- WHAT YOU WILL DO: Return each line holding the string "html".

- RECORDS SHOWN:
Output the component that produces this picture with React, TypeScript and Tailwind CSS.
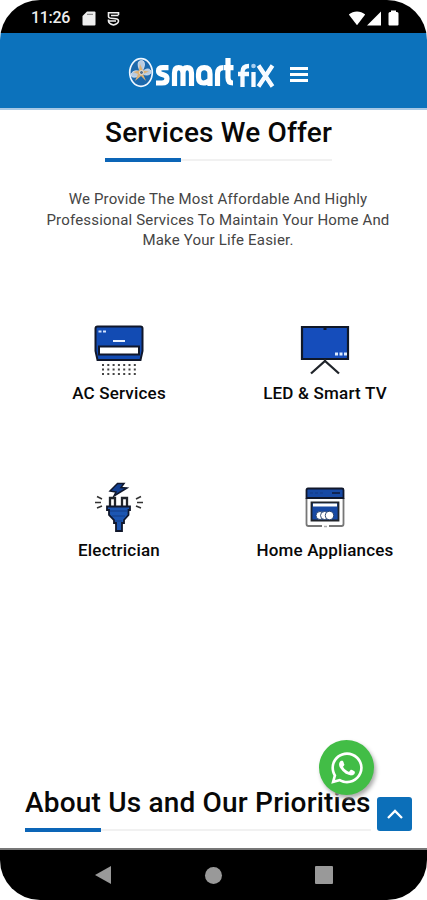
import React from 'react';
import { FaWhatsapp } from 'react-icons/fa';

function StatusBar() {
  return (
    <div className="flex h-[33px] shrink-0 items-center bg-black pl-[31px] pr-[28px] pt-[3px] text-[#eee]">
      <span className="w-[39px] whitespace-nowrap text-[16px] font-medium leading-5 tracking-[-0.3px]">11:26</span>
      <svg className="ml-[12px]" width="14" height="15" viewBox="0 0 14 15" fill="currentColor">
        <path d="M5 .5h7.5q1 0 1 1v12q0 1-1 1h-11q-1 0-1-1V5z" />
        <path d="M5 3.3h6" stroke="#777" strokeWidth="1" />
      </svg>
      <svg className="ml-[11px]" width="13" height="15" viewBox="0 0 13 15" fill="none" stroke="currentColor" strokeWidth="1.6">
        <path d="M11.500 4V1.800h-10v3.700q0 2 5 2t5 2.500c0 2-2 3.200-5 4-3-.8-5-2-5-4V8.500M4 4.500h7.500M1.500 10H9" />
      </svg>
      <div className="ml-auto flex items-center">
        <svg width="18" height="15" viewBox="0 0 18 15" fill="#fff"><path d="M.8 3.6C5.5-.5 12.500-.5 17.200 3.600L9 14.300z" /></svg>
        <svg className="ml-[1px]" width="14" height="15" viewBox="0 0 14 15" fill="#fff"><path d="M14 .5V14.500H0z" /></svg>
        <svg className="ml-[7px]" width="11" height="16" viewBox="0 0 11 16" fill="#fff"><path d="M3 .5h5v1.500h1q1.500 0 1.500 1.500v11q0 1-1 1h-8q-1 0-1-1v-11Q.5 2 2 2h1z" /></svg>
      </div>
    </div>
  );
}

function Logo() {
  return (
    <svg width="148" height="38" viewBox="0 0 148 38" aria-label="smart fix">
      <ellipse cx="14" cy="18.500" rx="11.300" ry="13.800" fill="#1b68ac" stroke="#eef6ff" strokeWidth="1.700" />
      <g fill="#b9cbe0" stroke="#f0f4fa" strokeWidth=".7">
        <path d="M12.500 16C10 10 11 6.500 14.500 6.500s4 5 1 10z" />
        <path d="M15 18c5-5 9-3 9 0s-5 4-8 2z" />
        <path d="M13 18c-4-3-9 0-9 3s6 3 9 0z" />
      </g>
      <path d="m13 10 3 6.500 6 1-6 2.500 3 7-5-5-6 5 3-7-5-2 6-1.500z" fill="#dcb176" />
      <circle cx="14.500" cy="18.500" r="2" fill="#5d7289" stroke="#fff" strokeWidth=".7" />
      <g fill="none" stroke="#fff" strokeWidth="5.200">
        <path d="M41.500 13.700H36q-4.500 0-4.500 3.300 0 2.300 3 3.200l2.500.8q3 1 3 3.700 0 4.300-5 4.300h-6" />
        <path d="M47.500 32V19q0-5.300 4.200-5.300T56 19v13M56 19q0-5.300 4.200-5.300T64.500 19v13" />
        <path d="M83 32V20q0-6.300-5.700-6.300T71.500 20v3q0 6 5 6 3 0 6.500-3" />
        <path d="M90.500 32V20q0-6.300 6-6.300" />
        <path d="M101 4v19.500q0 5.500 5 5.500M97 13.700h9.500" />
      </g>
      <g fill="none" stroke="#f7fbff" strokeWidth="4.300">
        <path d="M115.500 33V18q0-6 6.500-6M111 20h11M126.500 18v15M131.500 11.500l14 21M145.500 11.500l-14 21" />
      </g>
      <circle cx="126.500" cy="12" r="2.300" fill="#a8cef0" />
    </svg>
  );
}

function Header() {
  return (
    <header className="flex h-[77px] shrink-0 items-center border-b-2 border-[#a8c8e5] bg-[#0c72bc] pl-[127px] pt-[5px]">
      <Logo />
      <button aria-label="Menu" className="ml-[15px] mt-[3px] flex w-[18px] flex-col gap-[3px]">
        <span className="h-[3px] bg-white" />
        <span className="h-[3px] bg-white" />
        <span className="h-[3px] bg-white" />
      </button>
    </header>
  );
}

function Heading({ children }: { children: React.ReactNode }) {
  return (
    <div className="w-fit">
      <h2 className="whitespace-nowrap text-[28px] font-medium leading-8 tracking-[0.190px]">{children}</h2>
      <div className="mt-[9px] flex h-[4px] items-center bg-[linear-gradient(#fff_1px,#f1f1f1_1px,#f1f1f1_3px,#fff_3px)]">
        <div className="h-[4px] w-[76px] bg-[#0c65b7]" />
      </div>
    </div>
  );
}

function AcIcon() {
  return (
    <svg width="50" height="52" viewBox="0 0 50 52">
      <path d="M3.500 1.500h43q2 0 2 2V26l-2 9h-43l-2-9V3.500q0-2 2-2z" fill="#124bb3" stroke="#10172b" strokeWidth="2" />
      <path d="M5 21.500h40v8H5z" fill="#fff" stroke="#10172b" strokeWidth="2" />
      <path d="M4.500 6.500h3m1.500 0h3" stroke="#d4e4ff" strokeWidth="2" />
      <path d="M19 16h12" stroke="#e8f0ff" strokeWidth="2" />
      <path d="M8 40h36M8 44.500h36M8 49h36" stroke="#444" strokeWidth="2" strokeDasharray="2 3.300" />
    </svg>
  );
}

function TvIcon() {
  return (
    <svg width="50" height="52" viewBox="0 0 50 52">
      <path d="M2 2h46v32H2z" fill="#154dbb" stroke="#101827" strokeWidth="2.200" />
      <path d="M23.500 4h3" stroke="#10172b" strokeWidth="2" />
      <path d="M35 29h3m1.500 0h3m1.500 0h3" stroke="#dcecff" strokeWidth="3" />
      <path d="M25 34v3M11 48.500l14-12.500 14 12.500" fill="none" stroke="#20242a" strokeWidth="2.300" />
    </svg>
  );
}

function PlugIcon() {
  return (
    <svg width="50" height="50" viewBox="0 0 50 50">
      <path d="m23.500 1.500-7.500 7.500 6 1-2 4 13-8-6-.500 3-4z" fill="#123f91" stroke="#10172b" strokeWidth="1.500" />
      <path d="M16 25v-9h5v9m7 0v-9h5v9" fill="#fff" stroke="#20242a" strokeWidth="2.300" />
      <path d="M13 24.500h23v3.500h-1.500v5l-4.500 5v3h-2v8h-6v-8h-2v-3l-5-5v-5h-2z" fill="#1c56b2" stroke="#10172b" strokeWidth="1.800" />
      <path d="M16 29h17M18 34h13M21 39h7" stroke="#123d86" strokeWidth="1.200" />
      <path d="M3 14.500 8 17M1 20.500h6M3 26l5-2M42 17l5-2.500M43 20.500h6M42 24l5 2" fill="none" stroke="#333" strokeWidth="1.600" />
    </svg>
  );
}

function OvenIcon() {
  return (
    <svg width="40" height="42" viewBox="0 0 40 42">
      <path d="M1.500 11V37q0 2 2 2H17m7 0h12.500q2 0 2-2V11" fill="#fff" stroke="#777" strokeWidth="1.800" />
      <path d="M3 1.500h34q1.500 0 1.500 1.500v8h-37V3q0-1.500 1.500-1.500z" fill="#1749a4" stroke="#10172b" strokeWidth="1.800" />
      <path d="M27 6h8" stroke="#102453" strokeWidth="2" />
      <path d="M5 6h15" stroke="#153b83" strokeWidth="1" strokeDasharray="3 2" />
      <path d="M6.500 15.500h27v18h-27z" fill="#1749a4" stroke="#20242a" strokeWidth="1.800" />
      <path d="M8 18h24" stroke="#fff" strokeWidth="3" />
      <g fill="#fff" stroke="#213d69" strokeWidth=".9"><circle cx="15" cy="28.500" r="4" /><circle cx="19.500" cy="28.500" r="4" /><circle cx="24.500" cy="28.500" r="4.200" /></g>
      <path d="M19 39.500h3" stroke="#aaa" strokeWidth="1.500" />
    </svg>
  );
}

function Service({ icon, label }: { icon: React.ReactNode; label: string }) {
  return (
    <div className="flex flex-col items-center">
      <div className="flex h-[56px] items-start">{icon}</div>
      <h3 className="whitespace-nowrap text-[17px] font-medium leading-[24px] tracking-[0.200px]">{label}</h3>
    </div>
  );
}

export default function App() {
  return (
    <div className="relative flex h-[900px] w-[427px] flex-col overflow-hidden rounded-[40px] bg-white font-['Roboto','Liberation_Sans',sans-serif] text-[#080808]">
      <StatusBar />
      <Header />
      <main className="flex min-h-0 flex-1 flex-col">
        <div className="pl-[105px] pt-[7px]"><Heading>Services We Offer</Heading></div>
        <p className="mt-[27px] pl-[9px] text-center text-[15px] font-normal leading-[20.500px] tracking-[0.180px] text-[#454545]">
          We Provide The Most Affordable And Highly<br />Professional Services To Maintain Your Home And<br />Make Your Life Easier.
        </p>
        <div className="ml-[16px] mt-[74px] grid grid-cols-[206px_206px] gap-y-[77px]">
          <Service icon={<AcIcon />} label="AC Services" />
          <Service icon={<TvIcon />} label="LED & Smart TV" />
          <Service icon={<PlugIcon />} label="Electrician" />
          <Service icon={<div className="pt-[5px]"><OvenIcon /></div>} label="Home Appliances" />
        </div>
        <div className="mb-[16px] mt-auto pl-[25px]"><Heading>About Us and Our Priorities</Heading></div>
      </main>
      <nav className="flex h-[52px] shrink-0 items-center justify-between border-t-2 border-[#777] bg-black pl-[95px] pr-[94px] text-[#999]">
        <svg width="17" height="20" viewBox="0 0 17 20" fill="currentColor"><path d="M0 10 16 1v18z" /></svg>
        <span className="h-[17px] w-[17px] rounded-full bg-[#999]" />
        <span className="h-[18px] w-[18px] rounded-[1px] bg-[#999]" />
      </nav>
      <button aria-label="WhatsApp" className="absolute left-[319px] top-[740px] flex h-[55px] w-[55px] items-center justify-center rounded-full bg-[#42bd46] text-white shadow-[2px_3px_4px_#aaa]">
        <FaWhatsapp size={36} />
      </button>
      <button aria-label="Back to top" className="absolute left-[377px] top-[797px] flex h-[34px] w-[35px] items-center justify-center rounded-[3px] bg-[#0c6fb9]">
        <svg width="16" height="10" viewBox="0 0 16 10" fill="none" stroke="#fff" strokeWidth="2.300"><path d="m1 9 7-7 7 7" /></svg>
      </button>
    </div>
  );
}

==

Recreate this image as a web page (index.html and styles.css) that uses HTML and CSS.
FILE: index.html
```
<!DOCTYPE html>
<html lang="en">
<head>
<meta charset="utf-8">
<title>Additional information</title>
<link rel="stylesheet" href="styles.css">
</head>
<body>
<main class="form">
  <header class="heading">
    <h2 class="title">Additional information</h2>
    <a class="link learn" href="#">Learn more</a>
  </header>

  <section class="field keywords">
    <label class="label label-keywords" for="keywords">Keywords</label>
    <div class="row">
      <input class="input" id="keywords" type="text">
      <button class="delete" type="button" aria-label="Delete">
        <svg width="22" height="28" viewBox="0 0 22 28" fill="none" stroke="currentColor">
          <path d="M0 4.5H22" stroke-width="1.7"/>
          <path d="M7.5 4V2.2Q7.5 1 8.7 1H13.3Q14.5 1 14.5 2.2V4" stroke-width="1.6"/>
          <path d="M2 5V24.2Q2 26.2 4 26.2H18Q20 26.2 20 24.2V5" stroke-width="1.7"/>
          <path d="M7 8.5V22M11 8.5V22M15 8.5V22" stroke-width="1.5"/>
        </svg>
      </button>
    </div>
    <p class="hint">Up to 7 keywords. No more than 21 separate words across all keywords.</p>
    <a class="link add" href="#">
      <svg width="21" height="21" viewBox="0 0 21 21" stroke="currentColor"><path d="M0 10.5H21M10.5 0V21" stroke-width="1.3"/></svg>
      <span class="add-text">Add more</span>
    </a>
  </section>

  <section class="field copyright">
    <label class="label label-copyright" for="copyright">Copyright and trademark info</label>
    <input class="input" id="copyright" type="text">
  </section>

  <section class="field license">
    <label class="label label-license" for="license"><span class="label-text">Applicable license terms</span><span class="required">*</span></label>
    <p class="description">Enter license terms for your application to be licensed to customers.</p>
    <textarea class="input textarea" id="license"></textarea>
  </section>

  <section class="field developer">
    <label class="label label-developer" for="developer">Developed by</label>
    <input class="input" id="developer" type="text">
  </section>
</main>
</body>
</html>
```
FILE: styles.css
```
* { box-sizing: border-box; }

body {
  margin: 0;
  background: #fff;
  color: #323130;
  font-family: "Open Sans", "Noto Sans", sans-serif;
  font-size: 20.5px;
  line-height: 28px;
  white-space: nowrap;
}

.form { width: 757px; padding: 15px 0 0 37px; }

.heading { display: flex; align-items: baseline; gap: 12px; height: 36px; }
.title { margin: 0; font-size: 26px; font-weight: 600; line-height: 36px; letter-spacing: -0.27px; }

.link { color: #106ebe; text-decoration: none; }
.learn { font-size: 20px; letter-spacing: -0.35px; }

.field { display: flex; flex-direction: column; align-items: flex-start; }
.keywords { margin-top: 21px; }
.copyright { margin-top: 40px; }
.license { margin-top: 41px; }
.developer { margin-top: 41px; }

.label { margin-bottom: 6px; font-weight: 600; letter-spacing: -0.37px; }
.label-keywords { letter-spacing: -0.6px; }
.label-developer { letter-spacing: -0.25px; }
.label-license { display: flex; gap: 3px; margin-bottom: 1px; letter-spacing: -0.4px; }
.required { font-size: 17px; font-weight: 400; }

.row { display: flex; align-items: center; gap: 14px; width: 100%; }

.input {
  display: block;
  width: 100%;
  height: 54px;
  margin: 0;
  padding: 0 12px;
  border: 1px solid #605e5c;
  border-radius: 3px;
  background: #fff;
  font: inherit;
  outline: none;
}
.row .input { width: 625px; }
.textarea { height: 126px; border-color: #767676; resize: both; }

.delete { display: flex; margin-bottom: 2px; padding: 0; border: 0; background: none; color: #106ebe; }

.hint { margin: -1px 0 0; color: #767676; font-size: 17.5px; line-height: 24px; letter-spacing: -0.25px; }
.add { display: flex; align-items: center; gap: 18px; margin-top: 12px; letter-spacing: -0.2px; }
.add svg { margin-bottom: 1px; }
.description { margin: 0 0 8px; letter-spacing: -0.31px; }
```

- FINAL RESULT:
Recreate this image as a web page (index.html and styles.css) that uses HTML and CSS.
FILE: index.html
<!DOCTYPE html>
<html lang="en">
</html>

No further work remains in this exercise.